In 2012, according to the Observer, Baylor suspended Duntsch for 30 days and then prohibited him from operating unsupervised. The supervision requirement was not enforced, however, and he continued to operate. After the first death, Duntsch resigned from Baylor Regional Medical Center and applied for privileges at Dallas Medical Center.

According to the Observer, the Texas Medical Board was aware of concerns about Duntsch’s competence but could not open an investigation until a written complaint was filed. During the summer of 2012, a physician filed one. The board’s investigation moved along at the pace required by procedural and substantive rules while Duntsch continued to operate. Board records reflect that his license was not suspended until June.

According to the board, Duntsch had shown a pattern of failing to engage in proper preoperative planning and failing to recognize and respond to surgical and post-surgical complications. A lawsuit filed by Mary Erfurd claims that during the procedure that left her mostly confined to a wheelchair, Duntsch was distracted and disoriented — at one point leaving the operating room. He ignored multiple members of the surgical team who voiced concerns and seemed to be under the influence of alcohol or drugs, according to the board.

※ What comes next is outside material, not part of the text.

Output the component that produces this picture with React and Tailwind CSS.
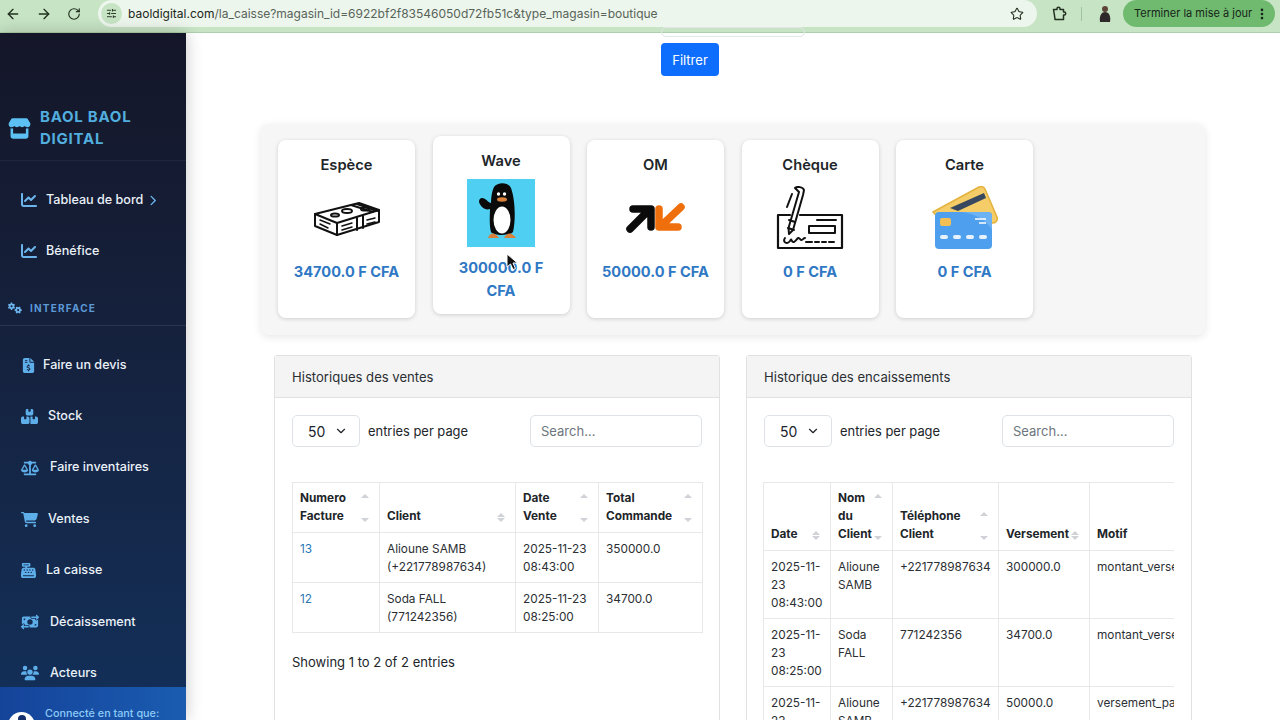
import React from "react";
import { ArrowLeft, ArrowRight, RotateCw, SlidersHorizontal, Star, MoreVertical, ChevronDown } from "lucide-react";
import { FaChartLine, FaChevronRight, FaGears, FaFileInvoiceDollar, FaBoxesStacked, FaScaleBalanced, FaCartShopping, FaCashRegister, FaMoneyBillTransfer, FaUsers, FaStore } from "react-icons/fa6";

const nav = [
  ["Faire un devis", FaFileInvoiceDollar, "w-[22px]", 15],
  ["Stock", FaBoxesStacked, "w-[27px]", 17],
  ["Faire inventaires", FaScaleBalanced, "w-[29px]", 18],
  ["Ventes", FaCartShopping, "w-[27px]", 17],
  ["La caisse", FaCashRegister, "w-[25px]", 15],
  ["Décaissement", FaMoneyBillTransfer, "w-[29px]", 18],
  ["Acteurs", FaUsers, "w-[29px]", 18],
];

function SortIcon({ mode = "sep" }) {
  const top = mode === "sep" ? "bottom-[15px]" : mode === "mid" ? "top-[29px]" : "top-[11px]";
  return <span className="absolute right-[10px] top-0 bottom-0 w-[8px]" aria-hidden>
    <span className={`absolute left-0 w-0 h-0 border-x-[4px] border-x-transparent border-b-[4px] border-b-[#cfd2d6] ${top}`} />
    <span className="absolute left-0 w-0 h-0 border-x-[4px] border-x-transparent border-t-[4px] border-t-[#cfd2d6] bottom-[10px]" />
  </span>;
}

function Th({ w, children, mode, className = "" }) {
  return <th className={`relative border border-[#e6e8ea] align-bottom text-left font-bold px-[7px] pb-[7px] pt-[6px] leading-[18px] ${className}`} style={{ width: w }}>
    {children}<SortIcon mode={mode} />
  </th>;
}
function Td({ children, className = "" }) {
  return <td className={`border border-[#e6e8ea] align-top px-[7px] pt-[7px] pb-[6px] leading-[18px] ${className}`}>{children}</td>;
}

function Banknotes() {
  return <svg width="68" height="36" viewBox="0 0 68 36" fill="none" stroke="#111" strokeWidth="2" strokeLinejoin="round" strokeLinecap="round">
    <path d="M2 14 L46 3 L66 10 L24 23 Z" fill="#fff" />
    <path d="M2 14 V26 L24 35 V23" />
    <path d="M24 35 L66 22 V10" />
    <path d="M38 5 L60 12 M44 4 L64 11 M50 16 V28 M44 18 V30" />
    <ellipse cx="34" cy="11" rx="5" ry="2" />
    <ellipse cx="22" cy="15" rx="4" ry="1.6" />
    <ellipse cx="52" cy="9" rx="4" ry="1.6" />
    <path d="M7 20 L17 24 M7 24 L15 28 M29 26 L39 23 M29 30 L39 27 M54 20 L62 18 M54 24 L62 22" strokeWidth="1.5" />
  </svg>;
}
function Penguin() {
  return <svg width="68" height="68" viewBox="0 0 68 68">
    <rect width="68" height="68" fill="#4fd0f2" />
    <path d="M27 8 C31 3 41 3 44 9 C48 20 49 40 46 53 C43 57 27 57 24 53 C22 46 23 34 23 30 C18 32 13 27 12 23 C12 19 15 18 18 20 C20 21 22 24 24 24 C24 18 25 12 27 8 Z" fill="#0a0a0a" />
    <ellipse cx="35" cy="41" rx="8.5" ry="13.5" fill="#fff" />
    <circle cx="31.5" cy="15" r="1.7" fill="#fff" /><circle cx="37.5" cy="15" r="1.7" fill="#fff" />
    <ellipse cx="35" cy="20.5" rx="5" ry="2.2" fill="#d9803a" />
    <path d="M21 59 C23 53 28 53 32 59 Z M37 59 C40 53 45 53 49 59 Z" fill="#d9803a" />
  </svg>;
}
function OMLogo() {
  return <svg width="60" height="30" viewBox="0 0 60 30" fill="none" strokeLinecap="round" strokeLinejoin="round">
    <path d="M4 26 L23 7 M7 6 H25 V24" stroke="#0b0b0b" strokeWidth="7.5" />
    <path d="M55 4 L36 22 M33 6 V24 H52" stroke="#ee6f0c" strokeWidth="7.5" />
  </svg>;
}
function Cheque() {
  return <svg width="68" height="64" viewBox="0 0 68 64" fill="none" stroke="#111" strokeWidth="2" strokeLinecap="round" strokeLinejoin="round">
    <path d="M14 29 H2 V62 H66 V29 H24" strokeWidth="2.2" />
    <path d="M19 2 C21 0 27 1 28 4 L27 9 L17 44 L13 48 L12.5 42 L23 6 Z" fill="#fff" />
    <path d="M16 8 L11 21 M12 42 L18 44 M19 36 L13 34" />
    <rect x="33" y="40" width="26" height="7" />
    <path d="M41 34 H60 M30 56 H36 M39 56 H43 M46 56 H50 M53 56 H58" />
    <path d="M9 52 C6 56 11 59 14 55 C16 51 15 57 18 56 C21 54 22 50 24 53 C26 56 27 52 29 52" strokeWidth="2"/>
  </svg>;
}
function Cards() {
  return <svg width="66" height="64" viewBox="0 0 66 64">
    <path d="M1 26 L47 1 C50 0 52 1 53 3 L65 31 C66 34 64 37 61 37 L12 38 Z" fill="#f4cd68" stroke="#e5b13d" strokeWidth="1.5" />
    <path d="M18 22 L52 7 L54 12 L26 25 Z" fill="#38495f" />
    <rect x="3" y="26" width="57" height="37" rx="4" fill="#4e9fee" />
    <path d="M30 26 H56 C59 26 60 28 60 30 V44 C54 34 44 28 30 26 Z" fill="#6db2f3" />
    <rect x="8" y="32" width="11" height="8" rx="2" fill="#f2bf55" />
    <path d="M43 33 H54 M47 37 H54" stroke="#fff" strokeWidth="1.3" />
    <rect x="8" y="49" width="8" height="4" rx="2" fill="#e6f2fd" /><rect x="21" y="49" width="8" height="4" rx="2" fill="#e6f2fd" /><rect x="34" y="49" width="8" height="4" rx="2" fill="#e6f2fd" /><rect x="47" y="49" width="8" height="4" rx="2" fill="#e6f2fd" />
  </svg>;
}

function Pay({ title, icon, value, wave }) {
  return <div className={`w-[137px] shrink-0 bg-white rounded-[8px] shadow-[0_1px_4px_rgba(0,0,0,0.16)] flex flex-col items-center text-center h-[178px] pt-[15px] ${wave ? "-mt-[4px]" : ""}`}>
    <div className="text-[14.7px] font-semibold text-[#212529] leading-[20px]">{title}</div>
    <div className={`${wave ? "mt-[8px]" : "mt-[9px]"} h-[68px] flex items-center justify-center`}>{icon}</div>
    <div className={`text-[14.6px] font-bold text-[#2f78c4] leading-[22.5px] ${wave ? "mt-[10px] px-[16px]" : "mt-[9px]"}`}>{value}</div>
  </div>;
}

function CardTop({ title }) {
  return <>
    <div className="h-[42px] bg-[#f4f4f4] border-b border-[#dfe1e3] px-[17px] pt-[2px] flex items-center text-[13.1px] text-[#2b2f33]">{title}</div>
    <div className="flex items-center mt-[17px] ml-[17px] w-[410px]">
      <div className="w-[68px] h-[32px] border border-[#dee2e6] rounded-[5px] bg-white flex items-center justify-between pl-[15px] pr-[11px] text-[14px] text-[#212529]">50 <ChevronDown size={14} strokeWidth={2} /></div>
      <span className="ml-[8px] mt-[2px] text-[12.9px] text-[#212529]">entries per page</span>
      <div className="ml-auto w-[172px] h-[32px] border border-[#dee2e6] rounded-[5px] bg-white flex items-center px-[10px] pt-[2px] text-[13px] text-[#6c757d]">Search...</div>
    </div>
  </>;
}

export default function App() {
  return <div className="w-[1280px] h-[720px] overflow-hidden bg-white flex flex-col font-['Inter','Liberation_Sans',sans-serif]">
    <div className="h-[33px] shrink-0 bg-[#c7e4c5] border-b border-[#aecfae] flex items-start text-[#22301f]">
      <div className="flex items-center h-[27px] pl-[5px]">
        <ArrowLeft size={16} strokeWidth={2} />
        <ArrowRight size={16} strokeWidth={2} className="ml-[15px]" />
        <RotateCw size={14} strokeWidth={2} className="ml-[15px]" />
      </div>
      <div className="ml-[17px] w-[939px] h-[27px] bg-[#edf6ec] rounded-full flex items-center pl-[3px] pr-[13px]">
        <span className="w-[21px] h-[21px] rounded-full bg-[#c7e4c5] flex items-center justify-center"><SlidersHorizontal size={11} /></span>
        <span className="ml-[6px] text-[12px] whitespace-nowrap"><span className="text-[#1c2520]">baoldigital.com</span><span className="text-[#58635a]">/la_caisse?magasin_id=6922bf2f83546050d72fb51c&amp;type_magasin=boutique</span></span>
        <Star size={14} strokeWidth={1.8} className="ml-auto" />
      </div>
      <div className="h-[27px] flex items-center">
        <svg width="15" height="15" viewBox="0 0 15 15" fill="none" stroke="#22301f" strokeWidth="1.5" strokeLinejoin="round" className="ml-[15px]"><path d="M1.5 3.5 H5 V2.5 C5 0.8 8 0.8 8 2.5 V3.5 H11.5 V6 H12.3 C14.2 6 14.2 9 12.3 9 H11.5 V13.5 H3 L2.5 9.5 L1.5 3.5 Z" /></svg>
        <span className="ml-[14px] w-px h-[14px] bg-[#9fc49f]" />
        <svg width="14" height="18" viewBox="0 0 14 18" className="ml-[16px]"><circle cx="7" cy="4" r="3" fill="#5e4438" /><path d="M2 17 C1 10 4 7 7 7 C11 7 13 11 12 17 Z" fill="#2f2a2a" /></svg>
      </div>
      <div className="ml-[11px] w-[152px] h-[27px] bg-[#6fba6e] rounded-full flex items-center pl-[11px] text-[11px] text-[#17241a] whitespace-nowrap">Terminer la mise à jour<MoreVertical size={14} strokeWidth={2.6} className="ml-[3px]" /></div>
    </div>

    <div className="flex flex-1 min-h-0">
      <aside className="w-[186px] shrink-0 bg-gradient-to-b from-[#141628] to-[#12305a] text-white relative flex flex-col shadow-[0_0_16px_rgba(0,0,0,0.22)] z-10">
        <div className="mt-[67px] h-[61px] pl-[8px] pb-[4px] flex items-center border-b border-[#20263c]">
          <FaStore size={23} className="text-[#5cc0f2]" />
          <div className="ml-[9px] text-[15px] font-bold text-[#52aedf] leading-[22.5px] tracking-[0.75px]">BAOL BAOL<br />DIGITAL</div>
        </div>
        <div className="mt-[27px] flex items-center h-[24px] pl-[21px]">
          <FaChartLine size={16} className="text-[#6cb4ec]" />
          <span className="ml-[9px] text-[12.6px] font-medium text-[#eaf1f8]">Tableau de bord</span>
          <FaChevronRight size={11} className="ml-[4px] text-[#6cb4ec]" />
        </div>
        <div className="mt-[27px] flex items-center h-[24px] pl-[21px]">
          <FaChartLine size={16} className="text-[#6cb4ec]" />
          <span className="ml-[9px] text-[12.6px] font-medium text-[#eaf1f8]">Bénéfice</span>
        </div>
        <div className="mt-[35px] h-[28px] border-b border-[#2a3650] flex items-start pl-[8px] pt-[3px]">
          <FaGears size={14} className="text-[#6cb4ec]" />
          <span className="ml-[8px] text-[10px] font-bold tracking-[1.2px] text-[#5b9ad6]">INTERFACE</span>
        </div>
        <div className="mt-[27px] flex flex-col gap-[27.4px]">
          {nav.map(([label, Icon, w, size]) => <div key={label} className="flex items-center h-[24px] pl-[21px]">
            <span className={`${w} shrink-0 flex items-center`}><Icon size={size} className="text-[#5eaeea]" /></span>
            <span className="text-[12.6px] font-medium text-[#eaf1f8]">{label}</span>
          </div>)}
        </div>
        <div className="absolute left-0 right-0 bottom-0 h-[33px] bg-gradient-to-r from-[#15439a] to-[#1a5cb0] flex items-start overflow-hidden">
          <span className="ml-[8px] mt-[25px] w-[27px] h-[27px] rounded-full bg-white flex justify-center pt-[3px] shrink-0"><span className="w-[8px] h-[8px] rounded-full bg-[#15306a]" /></span>
          <span className="ml-[10px] mt-[20px] text-[10.8px] leading-[14px] font-medium text-[#8ccaf6] whitespace-nowrap">Connecté en tant que:</span>
        </div>
      </aside>

      <main className="flex-1 min-w-0 relative">
        <div className="absolute left-[475px] -top-[6px] w-[144px] h-[10px] border border-[#e3e5e8] rounded-[5px]" />
        <div className="flex pt-[10px] pl-[475px]">
          <button className="w-[58px] h-[33px] pt-[2px] bg-[#0d6efd] rounded-[4px] text-white text-[13px]">Filtrer</button>
        </div>
        <div className="ml-[75px] mt-[48px] w-[944px] h-[211px] bg-[#f6f6f6] rounded-[8px] shadow-[0_2px_8px_rgba(0,0,0,0.10)] flex gap-[17.5px] pl-[17px] pt-[16px]">
          <Pay title="Espèce" icon={<Banknotes />} value="34700.0 F CFA" />
          <Pay title="Wave" icon={<Penguin />} value="300000.0 F CFA" wave />
          <Pay title="OM" icon={<OMLogo />} value="50000.0 F CFA" />
          <Pay title="Chèque" icon={<Cheque />} value="0 F CFA" />
          <Pay title="Carte" icon={<Cards />} value="0 F CFA" />
        </div>
        <div className="ml-[88px] mt-[20px] flex gap-[26px] items-start">
          <div className="w-[446px] h-[400px] shrink-0 border border-[#dfe1e3] rounded-[3px] bg-white">
            <CardTop title="Historiques des ventes" />
            <div className="mt-[35px] ml-[17px] w-[410px]">
              <table className="w-[410px] border-collapse table-fixed text-[11.8px] text-[#2b2f33]">
                <thead className="font-bold text-[#212529]"><tr className="h-[50px]">
                  <Th w={87} mode="wide">Numero<br />Facture</Th>
                  <Th w={136}>Client</Th>
                  <Th w={83} mode="wide">Date<br />Vente</Th>
                  <Th w={104} mode="wide">Total<br />Commande</Th>
                </tr></thead>
                <tbody>
                  <tr className="h-[50px]"><Td className="text-[#2a77b5]">13</Td><Td>Alioune SAMB<br />(+221778987634)</Td><Td>2025-11-23<br />08:43:00</Td><Td>350000.0</Td></tr>
                  <tr className="h-[50px]"><Td className="text-[#2a77b5]">12</Td><Td>Soda FALL<br />(771242356)</Td><Td>2025-11-23<br />08:25:00</Td><Td>34700.0</Td></tr>
                </tbody>
              </table>
              <div className="mt-[20px] text-[13px] text-[#212529]">Showing 1 to 2 of 2 entries</div>
            </div>
          </div>
          <div className="w-[446px] h-[400px] shrink-0 border border-[#dfe1e3] rounded-[3px] bg-white">
            <CardTop title="Historique des encaissements" />
            <div className="mt-[35px] ml-[16px] w-[411px] overflow-hidden">
              <table className="w-[501px] border-collapse table-fixed text-[11.8px] text-[#2b2f33]">
                <thead className="font-bold text-[#212529]"><tr className="h-[68px]">
                  <Th w={67}>Date</Th>
                  <Th w={62} mode="wide">Nom<br />du<br />Client</Th>
                  <Th w={106} mode="mid">Téléphone<br />Client</Th>
                  <Th w={91}>Versement</Th>
                  <th className="border border-[#e6e8ea] text-left align-bottom px-[7px] pb-[7px] leading-[18px]">Motif</th>
                </tr></thead>
                <tbody>
                  <tr className="h-[68px]"><Td>2025-11-<br />23<br />08:43:00</Td><Td>Alioune<br />SAMB</Td><Td>+221778987634</Td><Td>300000.0</Td><Td>montant_versement</Td></tr>
                  <tr className="h-[68px]"><Td>2025-11-<br />23<br />08:25:00</Td><Td>Soda<br />FALL</Td><Td>771242356</Td><Td>34700.0</Td><Td>montant_versement</Td></tr>
                  <tr className="h-[68px]"><Td>2025-11-<br />23<br />08:10:00</Td><Td>Alioune<br />SAMB</Td><Td>+221778987634</Td><Td>50000.0</Td><Td>versement_partiel</Td></tr>
                </tbody>
              </table>
            </div>
          </div>
        </div>
        <svg width="13" height="18" viewBox="0 0 13 18" className="absolute left-[320px] top-[220px]"><path d="M1 1 L1 14 L4.5 11 L7 16.5 L9.5 15.5 L7 10 L11.5 10 Z" fill="#111" stroke="#fff" strokeWidth="1" /></svg>
      </main>
    </div>
  </div>;
}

One might be tempted to conclude that the board’s employees were overworked or lazy or incompetent. According to the Observer, however, the system worked exactly as designed. As a former board employee put it, according to the Observer, the board could be the size of the Texas Department of Public Safety, “but the state doesn’t want that. It’s more or less satisfied with the way that things work.”

Fortunately, the civil justice arm of Illinois’ patient safety triad remains strong. Hospitals have a duty to act as reasonably careful institutions should in granting and renewing privileges. Regardless of the aggressiveness of the Illinois Department of Financial and Professional Regulation, health-care institutions in Illinois will always have a financial motive to protect patients from bad doctors.